For their part, Agspring and AHL contend that they are victims too and have joined LVS and HVS in filing suit against NGP, Randal Linville, and Bradley Clark in the Delaware Chancery Court. See doc. # 1-4, pgs. 107, et seq.
Tubbs further argues that, given his advanced age, transfer would prove unfair. He also urges the court to give effect to his chosen forum, which retains an interest in this controversy. However, the undersigned is not persuaded that Tubbs will go to trial more quickly if his case remains in Louisiana. The Delaware Bankruptcy Court has stated that it can resolve these issues expeditiously. Moreover, delays associated with the automatic stay will be ameliorated if Tubbs proceeds in that court. While the undersigned certainly is not unsympathetic to Tubbs and his choice of forum, or blind to the fact that the timing of the bankruptcy filing gives the appearance that Defendants engaged in forum shopping, these considerations simply are outweighed by the countervailing circumstances of this particular case. See discussion, supra.
In sum, the court finds that the balance of factors clearly favors transfer to the Delaware Bankruptcy Court under 28 U.S.C. §§' 1404(a) and/or 1412.
Conclusion
For the foregoing reasons, IT IS RECOMMENDED that Plaintiffs' motion to abstain and for remand, plus associated request for costs, expenses, and fees [doc. # 2], be DENIED.
IT IS FURTHER RECOMMENDED that Defendants' motions to transfer venue [doc. #s 6 & 9] be GRANTED, and that this matter be TRANSFERRED to the United States District Court for the District of Delaware for referral to the District of Delaware Bankruptcy Court. 28 U.S.C. §§ 1404(a) and/or 1412.

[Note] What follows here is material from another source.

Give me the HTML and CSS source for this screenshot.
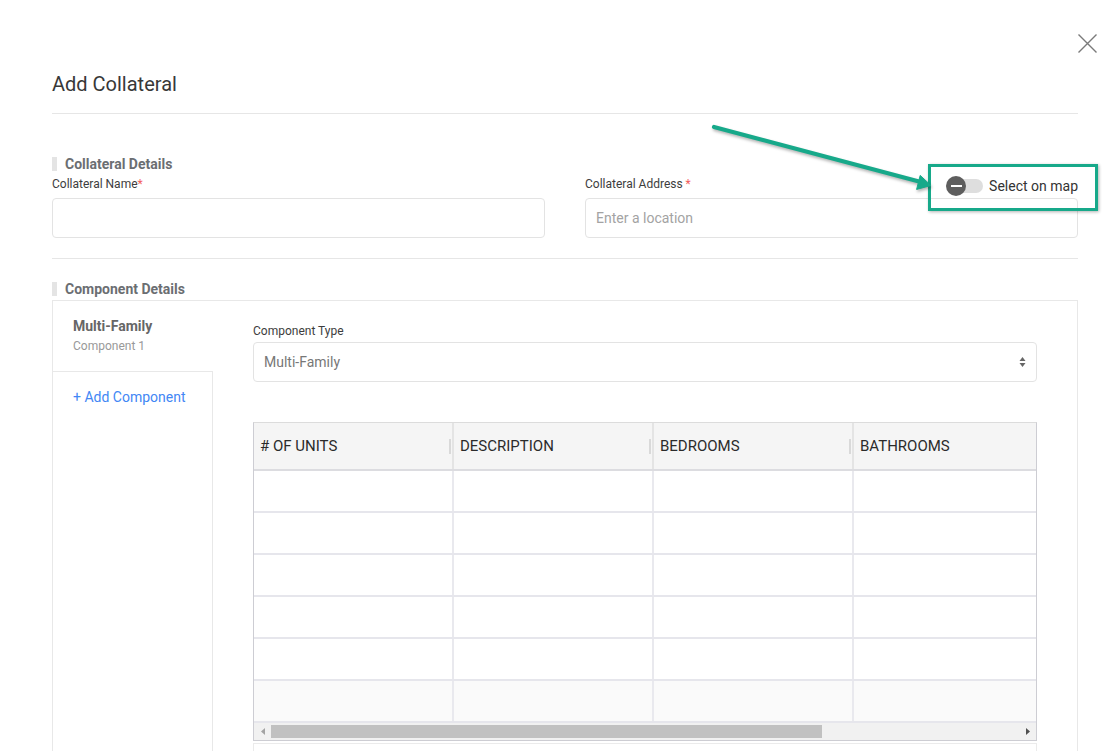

Under the provisions of 28 U.S.C. § 636(b)(1)(C) and Fed.R.Civ.P. 72(b), the parties have fourteen (14) days from service of this Report and Recommendation to file specific, written objections with the Clerk of Court. A party may respond to another party's objections within fourteen (14) days after being served with a copy thereof. A courtesy copy of any objection or response or request for extension of time shall be furnished to the District Judge at the time of filing. Timely objections will be considered by the District Judge before he makes a final ruling.

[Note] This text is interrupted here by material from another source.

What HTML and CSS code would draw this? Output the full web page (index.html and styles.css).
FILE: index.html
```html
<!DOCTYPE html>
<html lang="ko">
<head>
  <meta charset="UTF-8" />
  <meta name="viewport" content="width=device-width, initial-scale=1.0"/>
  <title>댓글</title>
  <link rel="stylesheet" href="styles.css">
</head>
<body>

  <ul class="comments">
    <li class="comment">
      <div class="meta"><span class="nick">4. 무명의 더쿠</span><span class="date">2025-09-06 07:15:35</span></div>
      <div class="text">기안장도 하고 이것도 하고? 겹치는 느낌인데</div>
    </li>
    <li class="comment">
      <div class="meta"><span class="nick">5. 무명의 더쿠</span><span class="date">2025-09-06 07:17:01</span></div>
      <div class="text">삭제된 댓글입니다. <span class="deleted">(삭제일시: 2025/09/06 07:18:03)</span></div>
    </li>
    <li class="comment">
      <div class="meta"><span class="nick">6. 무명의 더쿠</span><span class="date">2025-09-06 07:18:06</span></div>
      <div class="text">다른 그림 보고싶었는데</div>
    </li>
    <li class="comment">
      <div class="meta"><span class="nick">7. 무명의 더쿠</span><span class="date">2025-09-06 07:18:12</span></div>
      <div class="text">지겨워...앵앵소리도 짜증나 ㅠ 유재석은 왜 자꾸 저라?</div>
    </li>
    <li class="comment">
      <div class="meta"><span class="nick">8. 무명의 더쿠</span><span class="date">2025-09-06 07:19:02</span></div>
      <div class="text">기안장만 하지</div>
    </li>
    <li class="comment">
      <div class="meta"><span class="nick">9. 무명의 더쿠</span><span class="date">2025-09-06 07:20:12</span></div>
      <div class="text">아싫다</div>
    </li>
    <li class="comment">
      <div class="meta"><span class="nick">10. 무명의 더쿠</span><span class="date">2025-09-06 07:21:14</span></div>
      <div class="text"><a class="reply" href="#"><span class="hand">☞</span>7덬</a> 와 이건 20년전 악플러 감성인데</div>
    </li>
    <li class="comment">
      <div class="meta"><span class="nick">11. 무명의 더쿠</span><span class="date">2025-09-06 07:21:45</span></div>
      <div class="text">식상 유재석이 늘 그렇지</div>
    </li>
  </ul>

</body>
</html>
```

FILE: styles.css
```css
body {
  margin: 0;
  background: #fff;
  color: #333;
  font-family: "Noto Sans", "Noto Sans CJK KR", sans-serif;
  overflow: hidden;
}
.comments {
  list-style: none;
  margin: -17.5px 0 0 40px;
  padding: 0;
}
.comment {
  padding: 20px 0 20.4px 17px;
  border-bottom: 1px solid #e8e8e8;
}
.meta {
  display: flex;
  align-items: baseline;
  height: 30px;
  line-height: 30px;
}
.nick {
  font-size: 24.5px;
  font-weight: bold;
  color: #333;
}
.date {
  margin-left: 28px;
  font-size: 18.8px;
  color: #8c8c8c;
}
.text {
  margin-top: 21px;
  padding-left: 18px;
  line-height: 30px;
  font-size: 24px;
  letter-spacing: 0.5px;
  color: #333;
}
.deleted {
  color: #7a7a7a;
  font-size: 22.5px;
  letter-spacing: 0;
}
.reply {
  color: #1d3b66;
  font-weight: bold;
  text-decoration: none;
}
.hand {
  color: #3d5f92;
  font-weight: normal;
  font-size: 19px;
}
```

A PARTY'S FAILURE TO FILE WRITTEN OBJECTIONS TO THE PROPOSED FINDINGS, CONCLUSIONS AND RECOMMENDATIONS CONTAINED IN THIS REPORT WITHIN FOURTEEN (14) DAYS FROM THE DATE OF ITS SERVICE SHALL BAR AN AGGRIEVED PARTY, EXCEPT ON GROUNDS OF PLAIN ERROR, FROM ATTACKING ON APPEAL THE UNOBJECTED-TO PROPOSED FACTUAL FINDINGS AND LEGAL CONCLUSIONS ACCEPTED BY THE DISTRICT JUDGE.